In her recent book Ruth Asawa and The Artist-Mother at Midcentury (2025), Jordan Troeller emphasizes the ways in which Asawa, together with other what she calls “artist-mothers,” managed to produce extraordinary art while they were raising children.  Troeller’s method is to examine both motherhood and creativity together (she leads a research group on “The M/Other Project: Creativity, Procreation, and Contemporary Art,”). Asawa raised six children, defying the idea that having children prevents women from making creative art, Troeller argues. Various Asawa techniques such as weaving and knitting connect to female traditions, Troeller suggests, because they enable the artist to start and stop as is necessary to attend to children.

In actuality however, Asawa’s incorporation of her children into her art process might undermine that argument. Asawa’s work ethic and ability to embrace creativity as a generous gift meant that she worked almost nonstop, with her children helping as they grew older. Other chapters in Troeller’s book focus on flowers, folding, or pregnancy, to name only a few themes, integrating them with aspects of Asawa’s work.

 

Asawa’s best known image of pregnancy is the “Andrea” cast bronze public sculpture in San Francisco. I found Troeller’s book a bit insistent in connecting everything to a feminist analysis. At the same time, it clearly demonstrates a feminist answer to patriarchal tropes and the traditional parameters of making art as a woman.

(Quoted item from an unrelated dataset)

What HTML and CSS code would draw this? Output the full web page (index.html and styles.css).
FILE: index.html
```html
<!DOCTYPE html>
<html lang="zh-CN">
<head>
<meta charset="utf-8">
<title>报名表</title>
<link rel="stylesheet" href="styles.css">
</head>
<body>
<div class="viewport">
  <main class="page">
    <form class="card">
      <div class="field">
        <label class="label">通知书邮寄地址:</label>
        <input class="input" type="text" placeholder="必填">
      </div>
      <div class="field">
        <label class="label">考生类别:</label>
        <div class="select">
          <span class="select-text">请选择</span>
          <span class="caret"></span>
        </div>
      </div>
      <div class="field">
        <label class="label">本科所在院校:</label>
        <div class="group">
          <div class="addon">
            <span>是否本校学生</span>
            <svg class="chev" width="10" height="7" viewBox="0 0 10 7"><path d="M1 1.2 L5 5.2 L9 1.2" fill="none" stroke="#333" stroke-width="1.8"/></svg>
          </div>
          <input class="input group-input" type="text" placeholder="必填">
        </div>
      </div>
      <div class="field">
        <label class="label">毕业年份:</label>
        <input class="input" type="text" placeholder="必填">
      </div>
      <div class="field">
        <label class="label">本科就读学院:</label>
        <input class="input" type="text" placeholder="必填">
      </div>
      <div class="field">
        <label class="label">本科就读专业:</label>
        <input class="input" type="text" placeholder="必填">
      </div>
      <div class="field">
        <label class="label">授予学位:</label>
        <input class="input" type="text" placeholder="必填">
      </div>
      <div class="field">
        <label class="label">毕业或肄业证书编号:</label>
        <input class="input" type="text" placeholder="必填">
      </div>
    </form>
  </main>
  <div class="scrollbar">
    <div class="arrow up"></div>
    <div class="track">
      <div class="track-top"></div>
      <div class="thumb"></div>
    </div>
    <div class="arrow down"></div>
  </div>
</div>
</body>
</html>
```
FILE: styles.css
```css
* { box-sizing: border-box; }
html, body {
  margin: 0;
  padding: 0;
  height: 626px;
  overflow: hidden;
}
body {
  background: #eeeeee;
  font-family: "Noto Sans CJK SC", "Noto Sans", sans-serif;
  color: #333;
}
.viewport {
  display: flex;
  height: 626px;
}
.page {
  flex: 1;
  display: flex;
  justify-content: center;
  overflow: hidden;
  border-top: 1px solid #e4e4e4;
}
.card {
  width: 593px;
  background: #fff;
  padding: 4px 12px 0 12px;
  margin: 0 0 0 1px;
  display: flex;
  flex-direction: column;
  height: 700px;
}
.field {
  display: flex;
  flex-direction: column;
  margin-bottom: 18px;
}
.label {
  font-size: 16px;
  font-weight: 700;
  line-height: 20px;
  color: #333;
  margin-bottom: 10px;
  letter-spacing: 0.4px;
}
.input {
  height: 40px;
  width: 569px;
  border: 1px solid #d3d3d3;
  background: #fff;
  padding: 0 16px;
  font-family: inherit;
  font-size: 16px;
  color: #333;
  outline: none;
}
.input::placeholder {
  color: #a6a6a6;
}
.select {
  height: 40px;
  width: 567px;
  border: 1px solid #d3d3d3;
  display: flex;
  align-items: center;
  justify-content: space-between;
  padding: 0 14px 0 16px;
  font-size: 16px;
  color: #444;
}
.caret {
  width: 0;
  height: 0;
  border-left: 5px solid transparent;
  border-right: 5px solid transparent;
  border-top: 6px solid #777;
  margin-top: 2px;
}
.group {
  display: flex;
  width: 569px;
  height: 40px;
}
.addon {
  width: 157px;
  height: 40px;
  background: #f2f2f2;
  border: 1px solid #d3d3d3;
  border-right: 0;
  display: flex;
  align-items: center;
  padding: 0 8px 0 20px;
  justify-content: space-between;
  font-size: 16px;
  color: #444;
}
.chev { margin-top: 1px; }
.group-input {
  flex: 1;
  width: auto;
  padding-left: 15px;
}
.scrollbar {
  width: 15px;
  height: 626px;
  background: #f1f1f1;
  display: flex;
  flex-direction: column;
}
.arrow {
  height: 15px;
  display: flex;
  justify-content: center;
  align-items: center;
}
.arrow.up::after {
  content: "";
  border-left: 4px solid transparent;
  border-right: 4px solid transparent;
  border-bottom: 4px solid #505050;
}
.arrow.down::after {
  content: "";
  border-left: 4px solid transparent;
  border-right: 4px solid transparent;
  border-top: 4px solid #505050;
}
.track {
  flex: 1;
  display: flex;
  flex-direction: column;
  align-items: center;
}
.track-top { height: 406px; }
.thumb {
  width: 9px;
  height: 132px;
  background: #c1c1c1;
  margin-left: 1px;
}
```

Installation view from Ruth Asawa: Retrospective at the San Francisco Museum of Modern Art Photo by Susan Platt.

As an art historian, I have to say that the large book accompanying Asawa’s major retrospective at the San Francisco Museum of Modern Art (SFMOMA) is comprehensive and invaluable. Edited by Janet Bishop, Ruth Asawa: Retrospective (2025) includes essay after essay on themes such as “From Tool to Ornament, Ruth’s Intricate Refusals,” and “What Cannot Be Produced Alone : Ruth Asawa’s Public Art.”

The SFMOMA exhibition itself follows all the stages of Asawa’s artistic career, from single woven-wire baskets to complex hanging sculptures enclosing one orb inside another. Then a new technique of tying wire, electroplating it, and much more. These dazzling hanging works are Asawa’s best known work. The complete discussion of her public art is also represented in the catalog and the exhibition, where we seestudies and photographs. The installation at the SFMOMA even includes a sample from Asawa’s garden.

As we learn in this thorough study, Zen Buddhism was part of Asawa’s worldview, as well as nature itself. Her drawings of leaves and plants show her understanding  of the intricacies of the natural world. In the chapter on public art, bronze casting is a major departure, as well as the scale of the works she took on, a huge low relief of the Japanese incarceration camps, a wall called San Francisco Fountain, with many small reliefs of life in San Francisco and many more.

Asawa’s creativity also extended to schoolchildren, teaching them innovative ways to make art with materials such as milk cartons, and “bakers clay” (flour, salt and water). Asawa also engaged in civic affairs, founding an art school, now called the Ruth Asawa School of the Arts, and lobbying for more art education in the public schools.

The magnificent sculptures that Ruth Asawa created hang in space, and surround space. They embrace interior and exterior, the delicate and the strong, the idea of growth and the idea of stasis. It is hard to overstate her contribution: her wire-based art, at first seen as simply decorative, is now understood as major accomplishments of twentieth century sculpture.